Marcus D. Leech mleech at ripnet.com
Fri Sep 13 23:51:04 EDT 2013


On 09/13/2013 11:32 PM, Jerry Leichter wrote:
> On Sep 12, 2013, at 11:06 PM, Marcus D. Leech wrote:
>> There are a class of hyper-cheap USB audio dongles with very uncomplicated mixer models.  A small flotilla of those might get you some fault-tolerance.
>>   My main thought on such things relates to servers, where power consumption isn't really much of an issue....

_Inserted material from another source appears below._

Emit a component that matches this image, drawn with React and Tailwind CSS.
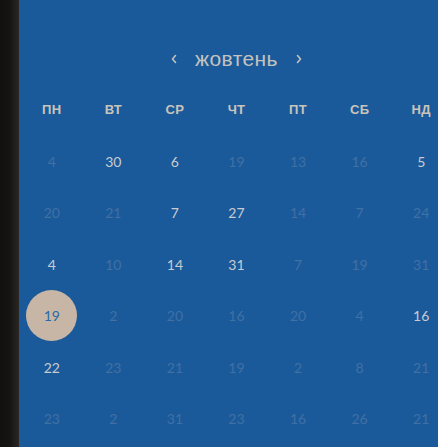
import React from 'react';

const weekdays = ['ПН', 'ВТ', 'СР', 'ЧТ', 'ПТ', 'СБ', 'НД'];

// [day, state] 0 = other month, 1 = this month, 2 = selected
const rows = [
  [[4, 0], [30, 1], [6, 1], [19, 0], [13, 0], [16, 0], [5, 1]],
  [[20, 0], [21, 0], [7, 1], [27, 1], [14, 0], [7, 0], [24, 0]],
  [[4, 1], [10, 0], [14, 1], [31, 1], [7, 0], [19, 0], [31, 0]],
  [[19, 2], [2, 0], [20, 0], [16, 0], [20, 0], [4, 0], [16, 1]],
  [[22, 1], [23, 0], [21, 0], [19, 0], [2, 0], [8, 0], [21, 0]],
  [[23, 0], [2, 0], [31, 0], [23, 0], [16, 0], [26, 0], [21, 0]],
];

const Chevron = ({ dir }) => (
  <svg width="8" height="10" viewBox="0 0 8 10" fill="none">
    <path
      d={dir === 'left' ? 'M5.5 1.5 L2.5 5 L5.5 8.5' : 'M2.5 1.5 L5.5 5 L2.5 8.5'}
      stroke="#c4c2bd"
      strokeWidth="1.6"
      strokeLinecap="round"
      strokeLinejoin="round"
    />
  </svg>
);

export default function App() {
  return (
    <div className="flex h-[447px] w-[438px] overflow-hidden bg-[#1b5a9a]" style={{ fontFamily: 'Lato, "Noto Sans", sans-serif' }}>
      <div className="w-[19px] shrink-0 bg-gradient-to-r from-[#121110] via-[#161412] to-[#2a2724]" />
      <div className="flex-1 overflow-hidden">
        <div className="w-[433px] shrink-0 pl-[2px] pt-[37px]">
          {/* month switcher */}
          <div className="flex h-[44px] items-center justify-center gap-[17px]">
            <Chevron dir="left" />
            <span className="text-[21px] tracking-[0.4px] text-[#c4c2bd]" style={{ fontFamily: '"Liberation Sans", Arial, sans-serif' }}>
              жовтень
            </span>
            <Chevron dir="right" />
          </div>

          {/* weekday names */}
          <div className="mt-[3px] grid h-[51.5px] grid-cols-7 items-center">
            {weekdays.map((d) => (
              <div key={d} className="text-center text-[13px] font-bold tracking-[0.3px] text-[#c9c4bb]" style={{ fontFamily: '"Liberation Sans", Arial, sans-serif' }}>
                {d}
              </div>
            ))}
          </div>

          {/* days */}
          {rows.map((row, i) => (
            <div key={i} className="grid h-[51.5px] grid-cols-7 items-center">
              {row.map(([day, state], j) => (
                <div key={j} className="flex justify-center">
                  {state === 2 ? (
                    <div className="flex h-[51px] w-[51px] items-center justify-center rounded-full bg-[#c7b6a5] text-[14px] text-[#2a6aa8]">
                      {day}
                    </div>
                  ) : (
                    <span className={state ? 'text-[14px] text-[#c8cbd0]' : 'text-[14px] text-[#4070a4]'}>
                      {day}
                    </span>
                  )}
                </div>
              ))}
            </div>
          ))}
        </div>
      </div>
    </div>
  );
}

> I'm not sure what servers you're talking about here.
>
> If by server you mean one of those things in a rack at Amazon or Google or Rackspace - power consumption, and its consequence, cooling - is *the* major issue these days.  Also, the servers used in such data centers don't have multiple free USB inputs - they may not have any.
>
> If by server you mean some quite low-power box in someone's home ... power is again an issue.  People want these things small, fan-free, and dead reliable.  And they are increasingly aware of the electric bills always-on devices produce.
>
> About the only "server" for which power is not an issue is one of those extra-large desktops that small businesses use.
>
>                                                          -- Jerry
>
I was mostly contrasting with "mobile" systems, where power consumption 
is at an absolute premium.

The USB sound systems I'm thinking of consume 350mW while operating, and 
about 300uW when idle.   A couple or three of those on even
   a stripped-down server would contribute in only the smallest way to 
extra power consumption.  And the extra computational load?  When these
   servers things are running flat-out serving up secured connections?  
I would guess the phrase "an inconsiderable trifle" would apply.